| TASK OBJECTIVE |
Write out each line of the listing as it stands, without the images.

| INFORMATION SHOWN |
------------------------------------------------------------------------

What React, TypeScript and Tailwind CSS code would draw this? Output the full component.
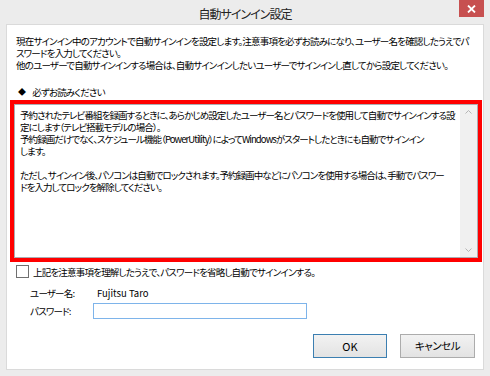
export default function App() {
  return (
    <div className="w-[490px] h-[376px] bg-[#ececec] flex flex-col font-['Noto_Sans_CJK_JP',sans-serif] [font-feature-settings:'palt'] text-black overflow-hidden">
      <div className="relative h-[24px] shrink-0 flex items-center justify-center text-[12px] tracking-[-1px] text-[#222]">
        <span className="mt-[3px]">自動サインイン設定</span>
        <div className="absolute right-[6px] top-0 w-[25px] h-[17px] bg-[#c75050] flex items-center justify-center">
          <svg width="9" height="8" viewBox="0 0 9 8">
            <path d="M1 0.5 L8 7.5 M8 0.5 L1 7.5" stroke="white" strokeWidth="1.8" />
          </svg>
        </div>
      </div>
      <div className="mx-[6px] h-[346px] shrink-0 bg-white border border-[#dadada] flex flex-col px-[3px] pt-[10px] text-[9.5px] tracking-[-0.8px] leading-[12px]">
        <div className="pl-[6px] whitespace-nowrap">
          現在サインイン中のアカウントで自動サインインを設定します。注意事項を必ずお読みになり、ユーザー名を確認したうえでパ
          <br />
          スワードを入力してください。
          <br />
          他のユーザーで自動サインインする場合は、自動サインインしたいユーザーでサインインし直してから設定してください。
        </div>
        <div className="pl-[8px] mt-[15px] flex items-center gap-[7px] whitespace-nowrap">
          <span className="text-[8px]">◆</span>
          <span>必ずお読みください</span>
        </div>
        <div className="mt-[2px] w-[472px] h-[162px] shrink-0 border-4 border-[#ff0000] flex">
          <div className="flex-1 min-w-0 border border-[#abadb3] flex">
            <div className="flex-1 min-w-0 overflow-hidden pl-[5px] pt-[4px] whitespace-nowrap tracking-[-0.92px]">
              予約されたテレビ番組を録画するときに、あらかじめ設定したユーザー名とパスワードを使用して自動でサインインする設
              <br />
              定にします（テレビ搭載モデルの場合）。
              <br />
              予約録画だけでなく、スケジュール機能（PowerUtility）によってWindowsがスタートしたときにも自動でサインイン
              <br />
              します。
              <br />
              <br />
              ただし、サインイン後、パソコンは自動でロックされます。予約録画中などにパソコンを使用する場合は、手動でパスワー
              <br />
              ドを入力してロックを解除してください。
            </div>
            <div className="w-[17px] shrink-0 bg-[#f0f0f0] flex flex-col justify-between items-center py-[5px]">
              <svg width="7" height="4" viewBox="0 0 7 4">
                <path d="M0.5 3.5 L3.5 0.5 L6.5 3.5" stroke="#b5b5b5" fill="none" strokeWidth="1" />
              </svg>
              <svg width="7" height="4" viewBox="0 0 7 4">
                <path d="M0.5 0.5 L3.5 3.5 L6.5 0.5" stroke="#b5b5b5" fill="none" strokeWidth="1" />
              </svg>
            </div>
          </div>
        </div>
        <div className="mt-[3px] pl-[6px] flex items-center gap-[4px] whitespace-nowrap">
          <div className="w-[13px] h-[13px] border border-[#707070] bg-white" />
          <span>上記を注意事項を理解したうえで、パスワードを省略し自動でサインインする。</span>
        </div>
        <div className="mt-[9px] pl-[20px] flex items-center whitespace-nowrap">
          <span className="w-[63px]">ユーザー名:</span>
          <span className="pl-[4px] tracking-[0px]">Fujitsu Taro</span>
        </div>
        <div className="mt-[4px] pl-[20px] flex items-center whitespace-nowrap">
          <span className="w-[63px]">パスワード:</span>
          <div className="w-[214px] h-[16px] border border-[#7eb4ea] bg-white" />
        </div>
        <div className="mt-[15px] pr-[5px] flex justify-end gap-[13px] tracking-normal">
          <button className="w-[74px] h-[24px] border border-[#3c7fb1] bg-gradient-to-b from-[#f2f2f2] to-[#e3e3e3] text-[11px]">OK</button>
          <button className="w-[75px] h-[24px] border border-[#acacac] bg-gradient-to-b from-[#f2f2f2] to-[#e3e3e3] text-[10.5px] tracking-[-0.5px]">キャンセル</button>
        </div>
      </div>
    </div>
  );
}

------------------------------------------------------------------------

| REPLY |
What React, TypeScript and Tailwind CSS code would draw this? Output the full component.
export default function App() {
  return (
    <div className="w-[490px] h-[376px] bg-[#ececec] flex flex-col font-['Noto_Sans_CJK_JP',sans-serif] [font-feature-settings:'palt'] text-black overflow-hidden">
      <div className="relative h-[24px] shrink-0 flex items-center justify-center text-[12px] tracking-[-1px] text-[#222]">
        <span className="mt-[3px]">自動サインイン設定</span>
        <div className="absolute right-[6px] top-0 w-[25px] h-[17px] bg-[#c75050] flex items-center justify-center">
          <svg width="9" height="8" viewBox="0 0 9 8">
            <path d="M1 0.5 L8 7.5 M8 0.5 L1 7.5" stroke="white" strokeWidth="1.8" />
          </svg>
        </div>
      </div>
      <div className="mx-[6px] h-[346px] shrink-0 bg-white border border-[#dadada] flex flex-col px-[3px] pt-[10px] text-[9.5px] tracking-[-0.8px] leading-[12px]">
        <div className="pl-[6px] whitespace-nowrap">
          現在サインイン中のアカウントで自動サインインを設定します。注意事項を必ずお読みになり、ユーザー名を確認したうえでパ
          <br />
          スワードを入力してください。
          <br />
          他のユーザーで自動サインインする場合は、自動サインインしたいユーザーでサインインし直してから設定してください。
        </div>
        <div className="pl-[8px] mt-[15px] flex items-center gap-[7px] whitespace-nowrap">
          <span className="text-[8px]">◆</span>
          <span>必ずお読みください</span>
        </div>
        <div className="mt-[2px] w-[472px] h-[162px] shrink-0 border-4 border-[#ff0000] flex">
          <div className="flex-1 min-w-0 border border-[#abadb3] flex">
            <div className="flex-1 min-w-0 overflow-hidden pl-[5px] pt-[4px] whitespace-nowrap tracking-[-0.92px]">
              予約されたテレビ番組を録画するときに、あらかじめ設定したユーザー名とパスワードを使用して自動でサインインする設
              <br />
              定にします（テレビ搭載モデルの場合）。
              <br />
              予約録画だけでなく、スケジュール機能（PowerUtility）によってWindowsがスタートしたときにも自動でサインイン
              <br />
              します。
              <br />
              <br />
              ただし、サインイン後、パソコンは自動でロックされます。予約録画中などにパソコンを使用する場合は、手動でパスワー
              <br />
              ドを入力してロックを解除してください。
            </div>
            <div className="w-[17px] shrink-0 bg-[#f0f0f0] flex flex-col justify-between items-center py-[5px]">
              <svg width="7" height="4" viewBox="0 0 7 4">
                <path d="M0.5 3.5 L3.5 0.5 L6.5 3.5" stroke="#b5b5b5" fill="none" strokeWidth="1" />
              </svg>
              <svg width="7" height="4" viewBox="0 0 7 4">
                <path d="M0.5 0.5 L3.5 3.5 L6.5 0.5" stroke="#b5b5b5" fill="none" strokeWidth="1" />
              </svg>
            </div>
          </div>
        </div>
        <div className="mt-[3px] pl-[6px] flex items-center gap-[4px] whitespace-nowrap">
          <div className="w-[13px] h-[13px] border border-[#707070] bg-white" />
          <span>上記を注意事項を理解したうえで、パスワードを省略し自動でサインインする。</span>
        </div>
        <div className="mt-[9px] pl-[20px] flex items-center whitespace-nowrap">
          <span className="w-[63px]">ユーザー名:</span>
          <span className="pl-[4px] tracking-[0px]">Fujitsu Taro</span>
        </div>
        <div className="mt-[4px] pl-[20px] flex items-center whitespace-nowrap">
          <span className="w-[63px]">パスワード:</span>
          <div className="w-[214px] h-[16px] border border-[#7eb4ea] bg-white" />
        </div>
        <div className="mt-[15px] pr-[5px] flex justify-end gap-[13px] tracking-normal">
          <button className="w-[74px] h-[24px] border border-[#3c7fb1] bg-gradient-to-b from-[#f2f2f2] to-[#e3e3e3] text-[11px]">OK</button>
          <button className="w-[75px] h-[24px] border border-[#acacac] bg-gradient-to-b from-[#f2f2f2] to-[#e3e3e3] text-[10.5px] tracking-[-0.5px]">キャンセル</button>
        </div>
      </div>
    </div>
  );
}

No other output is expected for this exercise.